Consumers in Dystopia, Governments in Utopia
- By Lachlan Colquhoun
- November 25, 2019
For technologists and those on the sell side of the consumer equation, payments utopia is a world where biometrics recognizes faces linked to credit or debit cards, creating the ultimate frictionless payment.
The biometric payment wave began with Apple Pay, beginning with fingerprints. It continues to be a significant focus from the payments companies and card schemes, which see this as the way of the future.
Shared across government agencies, credit providers, and the property and transport industries, biometrics promises groundbreaking changes to the way people move through life and complete a multitude of daily tasks.
Biometrics, however, requires the provision and sharing of personal data and personal permissions. As several recent surveys in Australia reveals, a large number of consumers are yet to be convinced and won over by the new technology vision.
The Inconvenient Data Truth
The surveys reveal an inconvenient truth for the technology industry: that while they are marching ahead with remarkable breakthroughs which may be good for business and Government, individuals remain extremely wary and distrustful that giving up their personal details delivers sufficient control and benefit.

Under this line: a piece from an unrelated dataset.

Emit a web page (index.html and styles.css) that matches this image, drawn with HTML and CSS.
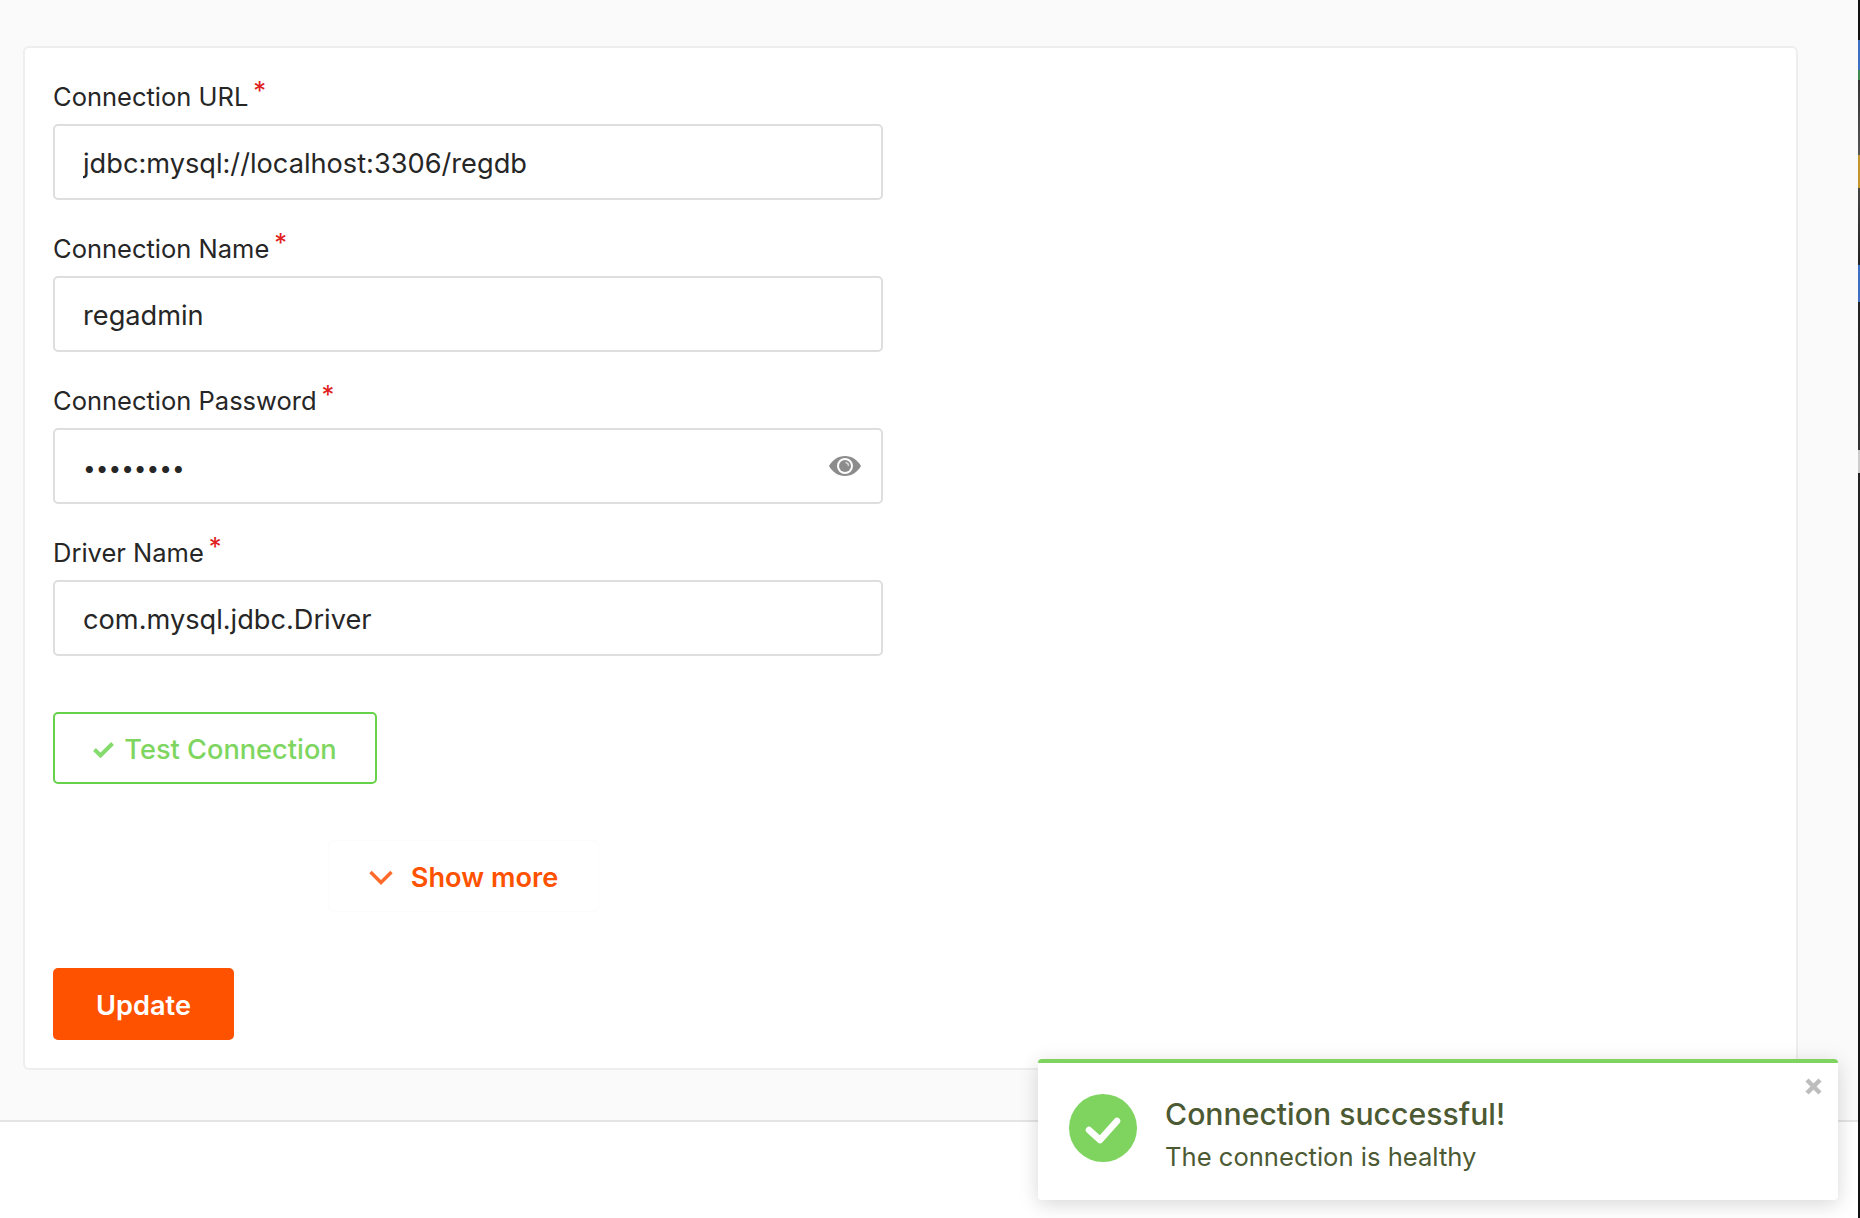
FILE: index.html
```html
<!DOCTYPE html>
<html lang="en">
<head>
    <meta charset="UTF-8">
    <meta name="viewport" content="width=device-width, initial-scale=1.0">
    <title>Edit Connection</title>
    <link rel="stylesheet" href="styles.css">
</head>
<body>
    <div class="page">
        <main class="content">
            <form class="card">
                <div class="field">
                    <label for="url">Connection URL<span class="req">*</span></label>
                    <input type="text" id="url" value="jdbc:mysql://localhost:3306/regdb">
                </div>
                <div class="field">
                    <label for="user">Connection Name<span class="req">*</span></label>
                    <input type="text" id="user" value="regadmin">
                </div>
                <div class="field">
                    <label for="password">Connection Password<span class="req">*</span></label>
                    <div class="password-box">
                        <input type="password" id="password" value="regadmin">
                        <svg class="eye" viewBox="0 0 32 20" width="32" height="20">
                            <path fill="#8c8c8c" fill-rule="evenodd" d="M16 0C9 0 3.500 4 0 10c3.500 6 9 10 16 10s12.500-4 16-10C28.500 4 23 0 16 0zm0 2a8 8 0 1 1 0 16 8 8 0 0 1 0-16z"/>
                            <circle cx="16" cy="10" r="6" fill="#8c8c8c"/>
                            <path fill="none" stroke="#d6d6d6" stroke-width="1.500" d="M16.500 6.500a3.500 3.500 0 0 1 3 3.500"/>
                        </svg>
                    </div>
                </div>
                <div class="field">
                    <label for="driver">Driver Name<span class="req">*</span></label>
                    <input type="text" id="driver" value="com.mysql.jdbc.Driver">
                </div>

                <button type="button" class="test-btn">
                    <svg viewBox="0 0 21 17" width="21" height="17">
                        <path fill="none" stroke="#85db6e" stroke-width="4" d="M1.500 8.500l6 6L19.500 2.500"/>
                    </svg>
                    Test Connection
                </button>

                <div class="more-row">
                    <button type="button" class="more-btn">
                        <svg viewBox="0 0 24 15" width="24" height="15">
                            <path fill="none" stroke="#ff6a2b" stroke-width="3.500" d="M1.500 2l10.500 10.500L22.500 2"/>
                        </svg>
                        Show more
                    </button>
                </div>

                <button type="submit" class="update-btn">Update</button>
            </form>
        </main>
        <footer class="footer"></footer>
    </div>
    <div class="window-edge"></div>

    <div class="toast">
        <svg class="toast-icon" viewBox="0 0 68 68" width="68" height="68">
            <circle cx="34" cy="34" r="34" fill="#7ed45f"/>
            <path fill="none" stroke="#fff" stroke-width="6.500" stroke-linecap="round" stroke-linejoin="round" d="M20 36l11 10 17-19"/>
        </svg>
        <div class="toast-body">
            <div class="toast-title">Connection successful!</div>
            <div class="toast-text">The connection is healthy</div>
        </div>
        <svg class="toast-close" viewBox="0 0 17 17" width="17" height="17">
            <path stroke="#bdbdbd" stroke-width="4.500" d="M2 2l13 13M15 2L2 15"/>
        </svg>
    </div>
</body>
</html>
```

FILE: styles.css
```css
* {
    box-sizing: border-box;
}

body {
    margin: 0;
    display: flex;
    height: 1218px;
    overflow: hidden;
    font-family: Inter, "Noto Sans", sans-serif;
    color: #262626;
    background: white;
}

.page {
    flex: 1;
}

.content {
    height: 1122px;
    padding: 46px 60px 0 23px;
    background: #fafafa;
    border-bottom: 2px solid #e4e4e4;
}

.window-edge {
    width: 2px;
    background: linear-gradient(#111 0, #111 40px, #3f6fc4 40px, #3f6fc4 70px, #3f8a4a 70px, #3f8a4a 80px, #333 80px, #555 155px, #c4952f 155px, #c4952f 188px, #444 188px, #222 265px, #3f6fc4 265px, #3f6fc4 302px, #222 302px, #333 450px, #ccc 450px, #ccc 473px, #222 473px, #111 100%);
}

.card {
    display: flex;
    flex-direction: column;
    align-items: flex-start;
    height: 1024px;
    padding: 29px 28px 0;
    background: white;
    border: 2px solid #eeeeee;
    border-radius: 6px;
}

.field {
    width: 830px;
    height: 152px;
}

label {
    display: block;
    height: 47px;
    font-size: 25.5px;
    line-height: 40px;
}

.req {
    position: relative;
    top: -6px;
    margin-left: 5px;
    color: #e02020;
}

input {
    display: block;
    width: 100%;
    height: 76px;
    padding: 3px 28px 0;
    background: white;
    border: 2px solid #dedede;
    border-radius: 5px;
    font-family: inherit;
    font-size: 27.2px;
    color: #262626;
}

input[type="password"] {
    font-size: 22.6px;
}

.password-box {
    position: relative;
}

.eye {
    position: absolute;
    top: 28px;
    right: 22px;
}

button {
    display: flex;
    align-items: center;
    justify-content: center;
    padding: 2px 0 0;
    border-radius: 5px;
    font-family: inherit;
    font-size: 27.2px;
    cursor: pointer;
}

.test-btn {
    gap: 10px;
    width: 324px;
    height: 72px;
    margin-top: 27px;
    background: white;
    border: 2px solid #66d24a;
    color: #7ed660;
    font-weight: 500;
}

.more-row {
    width: 830px;
    height: 184px;
    padding-right: 9px;
    display: flex;
    justify-content: center;
    align-items: center;
}

.more-btn {
    gap: 18px;
    width: 271px;
    height: 72px;
    background: none;
    border: 1px solid #fcfcfc;
    color: #ff5200;
    font-weight: 600;
}

.update-btn {
    width: 181px;
    height: 72px;
    background: #ff5200;
    border: none;
    color: white;
    font-weight: 600;
}

.toast {
    position: absolute;
    left: 1038px;
    top: 1059px;
    width: 800px;
    height: 141px;
    display: flex;
    align-items: flex-start;
    gap: 28px;
    padding: 31px 31px 0;
    background: white;
    border-top: 4px solid #7ed45f;
    border-radius: 4px;
    box-shadow: 0 4px 20px rgba(0, 0, 0, 0.16);
    color: #4c5a33;
}

.toast-title {
    font-size: 30.2px;
    font-weight: 500;
    line-height: 40px;
}

.toast-text {
    margin-top: 7px;
    font-size: 25.6px;
    line-height: 32px;
}

.toast-close {
    position: absolute;
    top: 15px;
    right: 16px;
}
```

China's new social credit system has received significant publicity in Australia. While the intent may be to incentivize lawfulness and good citizenship, many Australians see the system as one of Orwellian social control, which is anathema in a democratic society. Where technologists might see utopia, many people see an insidious dystopia.
An Essential Poll conducted for Guardian Australia interviewed 1,075 Australians, 58% of whom said they were uncomfortable with Government providing other agencies with information for national security purposes, while 56% were against using facial recognition to restrict access to content not suitable to children.
This is in the context of a wrangle in the Australian Parliament, where a standing committee on intelligence and security told the Government it needs to rethink its plans for a national facial verification database for passports and drivers’ licenses.
While travelers enjoy rapid progress through the immigration queues at international airports with their biometric passports, this would appear to be the limit of what many people can currently tolerate.
With children, the Government is considering whether to use facial recognition to verify a users’ age before they can access pornography on the internet through a system called "the Capability."
This is a controversial proposal, which is part of the Department of Home Affair’s proposal to create a Facial Verification Service to be shared across Government to combat crime and identity theft.
More Unhappiness on Sharing Data
There is even more pushback to the idea of sharing data. The Essential poll also found that 76% of respondents were uncomfortable with commercial platforms selling their data, while 74% did not like the idea of the Government providing their data to the business.
The idea of using data to tailor offers to consumers is at the core of the new digital business proposition. Yet, a majority of Australian consumers are still not on board with the idea.
According to the survey, 66% of people were uncomfortable with the Government or commercial online platforms "offering products and services based on personal information and behavior."
The good news for business in all of this is that the most suspicious demographics are older people aged 55 and above, while those aged 18 to 34 were less likely to have problems with sharing data.
Nevertheless, the survey shows that Government and business have some way to go before they can persuade the majority of Australians to trade away their right to digital privacy.
Commenting on the poll results, the head of Essential Media, Peter Lewis, said the results reflected “increased public distrust at the very heart of the business strategies of big tech organizations.”
“They also show a breakdown of trust in the government to collect information in the public interest.”
You Are Too Late
Lewis went on to make another point: that in many cases, it is too late for people’s complaints, and they are basically objecting to permissions they have already given.
“What is confounding about these results is that the public is uncomfortable with the use of data in the precise ways they routinely consent to it being used,” he said.
This relates to other survey results, which shows that only 19% of users say they have thoroughly read and understood the terms and conditions of the websites they use, while 18% just accept the conditions without reading them.
From these results, several questions arise.
Firstly, have consumers been bullied and coerced by Government and business into going along with data conditions against their wishes, or with a grudging acceptance?
Might there come a time when there is a backlash from consumers who believe that their digital rights are being encroached on to an unacceptable point? If it comes to this point, what rights might they have to resist?
Or will these changes just continue to roll on inexorably, rolling over people’s concerns until there is a data regime imposed by fait accompli, but without any real social license?
Open Banking Challenge
One of the first big moves for data sharing in Australia is Open banking, which will begin in February 2020, and according to a separate survey from Deloitte, the two most significant issues are trust and privacy.
These two words are quoted regularly when the new world of digital data is discussed, but the Essential survey shows that a lot of work needs to be done before the public is satisfied and confident with the way things are moving.
Just by invoking “trust and privacy” in its rhetoric is not enough for the business world to say that these issues have been resolved.
The digital future depends on it, but it appears there is still a lot of work to be done before true consumer acceptance is achieved.
And you could argue that Government and business are not doing enough to win that acceptance, but are moving to acquire it by other – less consensual – means.